According to Martin-Cabrera, the goal of his project is twofold: to collect testimonials from the Kolla, Aymara and Quechua communities that have lived in the lithium triangle for generations, and to construct a public cyber-sphere that connects these historically subjugated communities to other actors—companies, consumers, governments, NGOs, etc., involved in lithium extraction on both hemispheres.

“This public cyber-sphere should lead to a better understanding of the human and ecological consequences of lithium extraction,” said Martin-Cabrera, who noted that when we turn on our computers or cellphones, we rarely think about the origin of the batteries that power them. “So this is an opportunity to make those connections, to think about the origin of these minerals and the effect that its extraction has on the environment and the communities south of the border. Hopefully, this dialogue will lead to more sustainable alternatives or will, at the very least, tame our unchecked cyber-utopianism.”

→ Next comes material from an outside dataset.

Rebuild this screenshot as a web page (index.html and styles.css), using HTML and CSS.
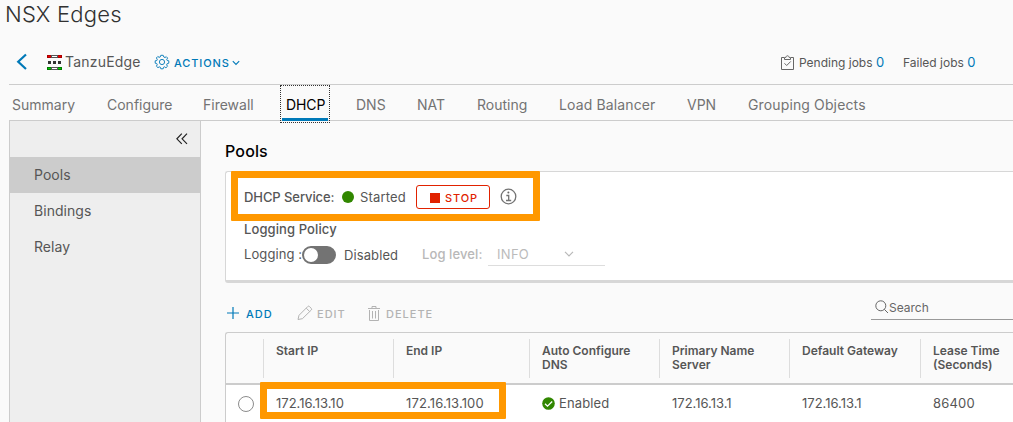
FILE: index.html
```html
<!DOCTYPE html>
<html lang="en">
<head>
<meta charset="utf-8">
<title>NSX Edges</title>
<link rel="stylesheet" href="styles.css">
</head>
<body>
<h1 class="title">NSX Edges</h1>
<header class="toolbar">
  <svg class="back" width="12" height="18" viewBox="0 0 12 18"><path d="M10 1.5 2.2 8.8 10 16" fill="none" stroke="#0079b8" stroke-width="2.2"/></svg>
  <svg class="edge-icon" width="15" height="15" viewBox="0 0 15 15" shape-rendering="crispEdges"><path fill="#a00" d="M0 0h15v3H0z"/><path fill="#e00" d="M1 1h3v1H1zM11 1h3v1h-3z"/><path fill="#555" d="M4 0h7v3H4z"/><path fill="#fff" d="M5 1h5v1H5z"/><path fill="#333" d="M1 6h3v3H1zM6 6h3v3H6zM11 6h3v3h-3z"/><path fill="#070" d="M0 12h15v3H0z"/><path fill="#0c0" d="M1 13h3v1H1zM11 13h3v1h-3z"/><path fill="#555" d="M4 12h7v3H4z"/><path fill="#fff" d="M5 13h5v1H5z"/></svg>
  <span class="edge-name">TanzuEdge</span>
  <svg class="gear" width="16" height="16" viewBox="-8 -8 16 16" fill="none" stroke="#1683bd"><path d="M-1.2-6.7 1.2-6.7 1.8-5 3.1-4.4 4.2-5.4 5.7-3.9 4.7-2.8 5.2-1.5 6.8-1.2 6.8 1.2 5.2 1.6 4.6 3 5.6 4.2 3.9 5.8 2.8 4.8 1.5 5.3 1.2 6.8-1.2 6.8-1.6 5.3-2.8 4.8-4 5.7-5.7 4.1-4.7 2.9-5.3 1.5-6.8 1.2-6.8-1.2-5.2-1.5-4.7-2.8-5.7-4-4.1-5.6-3-4.6-1.7-5.1z"/><circle r="2.6"/></svg>
  <span class="actions">ACTIONS</span>
  <svg class="caret" width="8" height="6" viewBox="0 0 8 6"><path d="M.8 1.2 4 4.4 7.2 1.2" fill="none" stroke="#0079b8" stroke-width="1.1"/></svg>
  <div class="jobs">
    <svg width="13" height="15" viewBox="0 0 13 15" fill="none" stroke="#666"><path d="M3 2.5H.5v12h12v-12H10M3.5 4.5v-2h1.3C5.2.2 7.8.2 8.200 2.500h1.300v2zM3.500 8.300 5.700 10.500 9.800 6.400"/></svg>
    <span class="pending">Pending jobs <b>0</b></span>
    <span class="failed">Failed jobs <b>0</b></span>
  </div>
</header>
<nav class="tabs">
  <a>Summary</a><a>Configure</a><a>Firewall</a><a class="active">DHCP</a><a>DNS</a><a>NAT</a><a>Routing</a><a class="wide">Load Balancer</a><a>VPN</a><a class="wide">Grouping Objects</a>
</nav>
<div class="body">
  <aside class="side">
    <div class="collapse"><svg width="12" height="12" viewBox="0 0 12 12" fill="none" stroke="#222" stroke-width="1.2"><path d="M5.800.700.900 5.800l4.900 5.100M11 .700 6.100 5.800 11 10.900"/></svg></div>
    <a class="selected">Pools</a><a>Bindings</a><a>Relay</a>
  </aside>
  <main class="main">
    <h2>Pools</h2>
    <section class="card">
      <div class="service">
        <span class="service-label">DHCP Service:</span><i class="dot"></i><span class="started">Started</span>
        <button class="stop"><i></i>STOP</button>
        <svg class="info" width="17" height="17" viewBox="0 0 17 17" fill="none" stroke="#737373" stroke-width="1.300"><circle cx="8.500" cy="8.500" r="7.300"/><path d="M6.300 7.500h2.400v5M6 12.500h5.200"/><circle cx="8.400" cy="4.600" r="1" fill="#666" stroke="none"/></svg>
      </div>
      <div class="policy">Logging Policy</div>
      <div class="logging">
        <span class="log-label">Logging :</span><i class="toggle"></i><span class="disabled">Disabled</span>
        <span class="level-label">Log level:</span>
        <span class="select">INFO<svg width="10" height="6" viewBox="0 0 10 6"><path d="M1 .800 5 4.800 9 .800" fill="none" stroke="#b8b8b8" stroke-width="1.200"/></svg></span>
      </div>
    </section>
    <div class="grid-actions">
      <svg class="plus" width="12" height="12" viewBox="0 0 12 12"><path d="M6 0v12M0 6h12" stroke="#0079b8" stroke-width="1.200"/></svg><span class="add">ADD</span>
      <svg class="pencil" width="16" height="16" viewBox="0 0 16 16" fill="none" stroke="#b3b3b3"><path d="M1 14.500 2 10.300 10.800 1.500q.8-.8 1.600 0l1.900 1.900q.8.800 0 1.600L5.400 13.700zM9.300 3.200l3.400 3.400"/></svg><span class="edit">EDIT</span>
      <svg class="trash" width="12" height="15" viewBox="0 0 12 15" fill="none" stroke="#b3b3b3"><path d="M0 2.500h12M4 2V.500h4V2M1.500 4v10.500h9V4M4.500 5v7.500M7.500 5v7.500"/></svg><span class="delete">DELETE</span>
      <div class="search"><svg width="14" height="14" viewBox="0 0 14 14" fill="none" stroke="#666"><circle cx="5.800" cy="5.800" r="5"/><path d="M9.300 9.300 13 13"/></svg>Search</div>
    </div>
    <div class="table">
      <div class="row head">
        <div></div><div>Start IP</div><div>End IP</div><div>Auto Configure<br>DNS</div><div>Primary Name<br>Server</div><div>Default Gateway</div><div>Lease Time<br>(Seconds)</div>
      </div>
      <div class="row data">
        <div class="pick"><i></i></div><div>172.16.13.10</div><div class="range-end">172.16.13.100</div>
        <div class="status"><svg width="13" height="13" viewBox="0 0 13 13"><circle cx="6.500" cy="6.500" r="6.300" fill="#318700"/><path d="M3 6.700 5.500 9.200 10.200 4.500" fill="none" stroke="#fff" stroke-width="1.300"/></svg><span>Enabled</span></div>
        <div>172.16.13.1</div><div>172.16.13.1</div><div class="lease">86400</div>
      </div>
    </div>
  </main>
</div>
<div class="mark mark-service"></div>
<div class="mark mark-range"></div>
</body>
</html>
```
FILE: styles.css
```css
* { box-sizing: border-box; }
body { margin: 0; width: 1013px; height: 422px; overflow: hidden; position: relative; background: #fafafa; color: #565656; font-family: Inter, "Liberation Sans", sans-serif; font-size: 13px; }
svg { display: block; flex: none; }
span, a { white-space: nowrap; }
.title { margin: 0; height: 40px; padding-left: 5px; font-size: 22px; font-weight: 300; line-height: 28px; color: #313131; letter-spacing: .2px; }
.toolbar { height: 45px; margin-left: 9px; border-bottom: 1px solid #ccc; display: flex; align-items: center; }
.back { margin-left: 7px; }
.edge-icon { margin-left: 19px; }
.edge-name { margin: -1px 0 0 3px; width: 75px; font-size: 14px; letter-spacing: .2px; }
.gear { margin-left: 14px; }
.actions { margin: 1px 0 0 4px; width: 56px; font-size: 11px; font-weight: 500; letter-spacing: .9px; color: #0079b8; }
.caret { margin: 1px 0 0 2px; }
.jobs { margin: -1px 36px 0 auto; display: flex; align-items: center; font-size: 12px; }
.jobs svg { margin-top: 1px; }
.jobs b { font-weight: 400; color: #0079b8; font-size: 13px; }
.pending { margin-left: 5px; width: 104px; }
.failed { width: 74px; }
.tabs { height: 36px; margin-left: 9px; padding-left: 3px; border-bottom: 1px solid #ccc; display: grid; grid-template-columns: 95px 96px 77px 76px 61px 60px 82px 128px 61px 130px; line-height: 40px; font-size: 14px; color: #737373; }
.tabs a { height: 35px; }
.tabs .wide { letter-spacing: .13px; }
.tabs .active { width: 50px; height: 38px; padding-left: 5px; color: #000; border: 1px dotted #333; line-height: 38px; letter-spacing: -.1px; background: linear-gradient(#0079b8, #0079b8) 1px 32px / 46px 3px no-repeat; }
.body { display: flex; height: 301px; margin-left: 9px; }
.side { width: 192px; flex: none; border: solid #ccc; border-width: 0 1px; background: #eee; }
.side a { display: block; height: 36px; padding-left: 24px; line-height: 36px; font-size: 14px; letter-spacing: .05px; }
.side .selected { background: #ccc; }
.collapse { height: 36px; display: flex; justify-content: flex-end; padding: 12px 12px 0 0; }
.main { flex: 1; min-width: 0; padding-left: 24px; }
h2 { margin: 0; height: 50px; padding-top: 20px; font-size: 16px; font-weight: 500; line-height: 20px; color: #000; letter-spacing: .15px; }
.card { height: 112px; border: 1px solid #d7d7d7; border-width: 1px 0 3px 1px; border-radius: 3px 0 0 3px; background: #fff; padding: 7px 0 0 18px; }
.service { height: 36px; display: flex; align-items: center; }
.service-label { width: 98px; font-weight: 500; letter-spacing: -.08px; }
.service span { margin-top: -1px; }
.dot { width: 12px; height: 12px; border-radius: 50%; background: #318700; }
.started { width: 56px; margin-left: 6px; letter-spacing: .15px; }
.stop { width: 74px; height: 24px; padding: 1px 0 0 13px; border: 1px solid #e12200; border-radius: 3px; background: transparent; color: #e12200; display: flex; align-items: center; font: 500 11px Inter, sans-serif; letter-spacing: .9px; }
.stop i { width: 10px; height: 10px; background: #e12200; margin-right: 5px; }
.info { margin: -2px 0 0 10px; }
.policy { margin-top: 5px; height: 20px; line-height: 18px; font-weight: 500; letter-spacing: .1px; }
.logging { display: flex; align-items: center; height: 30px; }
.log-label { width: 57px; margin-top: -3px; letter-spacing: .1px; }
.toggle { width: 34px; height: 18px; margin-left: 1px; border: 2px solid #737373; border-radius: 9px; background: #737373; }
.toggle::before { content: ""; display: block; width: 14px; height: 14px; border-radius: 50%; background: #fff; }
.disabled { margin-left: 8px; width: 78px; letter-spacing: .1px; }
.level-label { width: 66px; margin-top: -3px; color: #b8b8b8; font-weight: 500; letter-spacing: .1px; }
.select { width: 117px; height: 24px; margin-top: -2px; padding-left: 9px; display: flex; align-items: center; border-bottom: 1px solid #ddd; color: #bbb; letter-spacing: .3px; }
.select svg { margin-left: 35px; }
.grid-actions { height: 49px; padding: 12px 0 0 2px; display: flex; align-items: center; font-size: 11px; font-weight: 500; letter-spacing: 1px; color: #b3b3b3; }
.grid-actions span { margin-top: 1px; }
.plus, .pencil, .trash { margin-top: -1px; }
.add { color: #0079b8; width: 51px; margin-left: 7px; }
.edit { width: 51px; margin-left: 4px; }
.delete { margin-left: 6px; }
.search { align-self: flex-start; margin-left: auto; width: 142px; height: 25px; padding-left: 4px; display: flex; align-items: center; border-bottom: 1px solid #999; font-size: 12px; font-weight: 400; letter-spacing: 0; color: #666; }
.table { border: 1px solid #ccc; border-width: 1px 0 0 1px; border-radius: 3px 0 0; height: 90px; }
.row { display: grid; grid-template-columns: 37px 130px 136px 130px 130px 131px 93px; }
.head { height: 52px; padding-top: 6px; border-bottom: 2px solid #ccc; font-size: 12px; font-weight: 600; line-height: 14px; }
.head div { height: 39px; padding: 5px 0 0 12px; border-left: 1px solid #ddd; white-space: nowrap; }
.head div:first-child { border: 0; }
.data { background: #fff; height: 37px; align-items: center; }
.data div { height: 37px; padding-left: 13px; line-height: 37px; }
.data .pick { display: flex; align-items: center; }
.pick i { display: block; flex: none; width: 16px; height: 16px; border: 1px solid #8c8c8c; border-radius: 50%; margin-left: -1px; }
.data .range-end { letter-spacing: .13px; }
.data .lease { letter-spacing: .2px; }
.status { display: flex; align-items: center; letter-spacing: .13px; }
.status svg { margin-right: 4px; }
.mark { position: absolute; border: 7px solid #ff9800; border-radius: 1px; }
.mark-service { left: 231px; top: 171px; width: 309px; height: 50px; }
.mark-range { left: 260px; top: 382px; width: 246px; height: 37px; }
```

He and seven other fellows selected from a variety of schools across the nation will convene in the summers of 2016 and 2017 to plan and discuss their work, talk with senior scholars who are experienced public humanists and participate in an intensive one-day workshop with the OpEd Project. Each fellow will also receive an additional stipend of up to $10,000 to cover project costs such as travel, collaboration, technology and training.

With expertise in subject areas that include English, American studies, classics, history, global studies, environmental humanities and African-American studies, the fellows were selected for projects that broadly impact certain public audiences. Besides Martin-Cabrera’s project, others include: an “app” delivering rich historical context to important American cultural sites; a collection of oral histories of diverse Brooklyn residents; a series of exhibitions created by prisoners; and a podcast of the looting of antiquities. Despite the diversity in projects, the goal of each is the same—to effectively communicate the knowledge and expertise gained from in-depth study of the humanities to a larger, public audience.

According to the Whiting Foundation, the purpose of this introductory fellowship is to bring attention to the unique and profound work of humanities scholars—award-winning documentaries, groundbreaking books, acclaimed podcasts and informative websites—that draws on and requires the deep thinking, historical and contextual expertise and rich analysis of the humanities to inform our daily modern lives.

The UC San Diego Department of Literature is listed among the top 40 programs nationally, according to education rankings by U.S. News & World Report.